Writes in same memory location Cant add numbers from different threads?

Yes I’ve seen this parameter in the doc of nvcc. But I’ve already tried and it doesn’t seem to work for me. Is it possible? Or it should work anytime?

It should work. Please check your poject files. It’s set in the same place where you’d already set -keep option. By default (without -po maxrregcount option) the compiler doesn’t try to optimize register utilization as much as it can, since for different thread block sizes optimal register counts are different . For example for 256 threads per block there’s no difference between 11, 12, 13, 14, 15 or 16 registers in terms of warp occupancy (all these counts result in 66% warp occupancy, which is a good ratio), but the thread block size is unknown at compile time.

With -po maxrregcount=N the compiler is forced to stay on the budget of N registers. Beware that too low N can cause spills to local memory in the produced code, which in many cases can be the reason of a slowdown in spite of the warp occupancy increase. You can always check hardware resources utilization in the produced .cubin file.

Each thread block in the histogram64 CUDA SDK sample computes per-thread subhistograms on the first stage and merges them (to form per-block subhistograms) on the second stage. __syncthreads() is required only between the two stages.

Ok, it worked. I don’t know what I did when I tried last time. But it’s working now. But as you said the compiler’s using local memory instead and it’s slow. I’ve spent my day trying to minimize the number of registers. But I couldn’t. I guess there are too many texture fetching and too many calculations depending of each other. I’ve managed to decrease the registers in my second kernel to an acceptable level. But my first kernel I simply can’t and it’s slower than my Cg implementation. How is it possible? I mean, in Cg, without taking any precaution about different kinds of memory, it just works, and quickly…

How many registers does the Cg implementation consume? What is the minimum register count without local memory spills in the CUDA counterpart? How different are Cg and CUDA sources? In principle, porting Cg shaders to CUDA is rather simple and straightforward task, so can you make them look as similar as possible?

I don’t know how checking the number of registers used by the Cg implementation. I’ve never had to look at this before. About the CUDA implementation my first kernel’s using 40 registers. With -po maxrregcount=N option, I can force the compiler to 36 with lmem = 4. And the smallest number of registers I can have is 20 with lmem=244. If I go below this, the compiler produces a segmentation fault.

And I’ve tried to reformulate my algorithm in many different ways but I couldn’t reduce the use of registers.
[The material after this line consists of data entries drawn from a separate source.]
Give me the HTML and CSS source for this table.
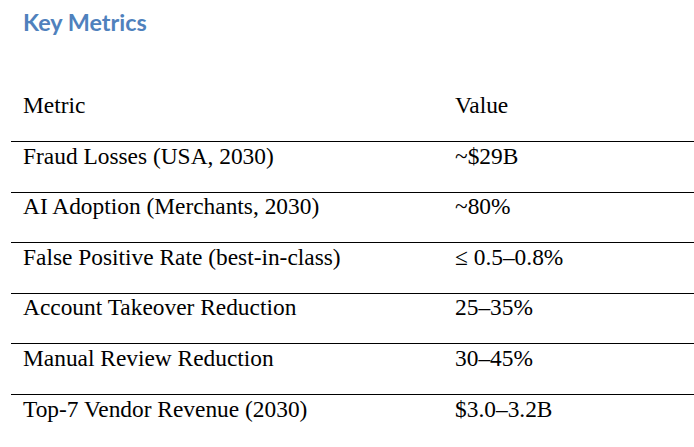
FILE: index.html
```html
<!DOCTYPE html>
<html lang="en">
<head>
<meta charset="utf-8">
<title>Key Metrics</title>
<link rel="stylesheet" href="styles.css">
</head>
<body>
<h2 class="title">Key Metrics</h2>
<table class="metrics">
  <thead>
    <tr><th class="col-metric">Metric</th><th class="col-value">Value</th></tr>
  </thead>
  <tbody>
    <tr><td>Fraud Losses (USA, 2030)</td><td>~$29B</td></tr>
    <tr><td>AI Adoption (Merchants, 2030)</td><td>~80%</td></tr>
    <tr><td>False Positive Rate (best-in-class)</td><td>≤ 0.5–0.8%</td></tr>
    <tr><td>Account Takeover Reduction</td><td>25–35%</td></tr>
    <tr><td>Manual Review Reduction</td><td>30–45%</td></tr>
    <tr><td>Top-7 Vendor Revenue (2030)</td><td>$3.0–3.2B</td></tr>
  </tbody>
</table>
</body>
</html>
```
FILE: styles.css
```css
html, body {
  margin: 0;
  padding: 0;
  background: #ffffff;
}

body {
  width: 694px;
  height: 447px;
  overflow: hidden;
}

.title {
  margin: 0;
  padding: 8px 0 0 23px;
  height: 91px;
  box-sizing: border-box;
  font-family: "Lato", "Open Sans", sans-serif;
  font-weight: 700;
  font-size: 23.4px;
  line-height: 28px;
  color: #4f81bd;
}

.metrics {
  margin-left: 11px;
  width: 683px;
  border-collapse: collapse;
  font-family: "Liberation Serif", "Times New Roman", serif;
  font-size: 23.4px;
  color: #000000;
  table-layout: fixed;
}

.metrics th,
.metrics td {
  height: 50.6px;
  box-sizing: border-box;
  padding: 0.5px 0 0 12px;
  vertical-align: top;
  text-align: left;
  font-weight: 400;
  line-height: 26px;
  white-space: nowrap;
}

.col-metric {
  width: 432px;
}

.metrics thead tr,
.metrics tbody tr:not(:last-child) {
  border-bottom: 1px solid #000000;
}
```
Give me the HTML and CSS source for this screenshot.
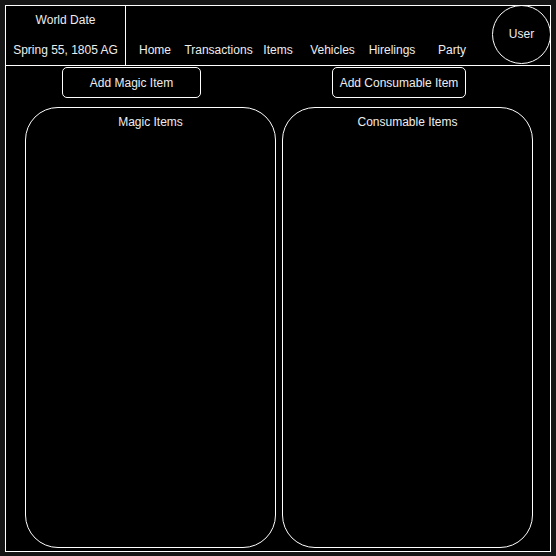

And yes my implementation is the closest as possible from the Cg one. The major difference I can see is that in the Cg implementation, most of the calculations were done directly on float3 structures when I’m forced to use floats in small arrays since there’s no vector operations natively in CUDA. I minimized the number of temporary structures used (float, float4 etc.) by re-using each of them through my code. Or when I was doing 3 texture fetchings of float4, everything was stored in a float4x3 structure in Cg, it’s now stored in 3 float4 in CUDA.

As an example, instead of doing this in Cg:

// All vectors are float3

Result.x = dot(vector1_a, vector2_a) + dot(vector1_b, vector2_b);    

vector*_a and vector*_b are the 2 parts of a 6 element vector.

I’m doing something like this in CUDA:

vector1[6];

vector2[6];

...

Result[tid] = vector1[0]*vector2[0] + vector1[1]*vector2[1] + ... + vector1[5]*vector2[5];

I have approximatly the same timings in CUDA than in Cg now. And actually I haven’t touched to the registers. My main problem was due to Memcpy. According to the documentation I was using cudaArray because texture fetching are optimized for it. And since there’s no way to write directly in a cudaArray within a kernel (confirmed by NVIDIA on different posts), I was using a buffer allocated with cudaMalloc, I was giving this buffer to my kernel for writing, and at the end I was copying this buffer back to the cudaArray (which was bound to a texture).

Now I directly bind a texture to the buffer (1D texture). And I could get comparable timings with my Cg implementation. The problem of registers may still remain. It might improve my timing by reducing them (if it’s not too memory latency bound). Because all the purpose using CUDA for me was to run my kernel faster than in Cg. And I think I can’t achieve this with my application.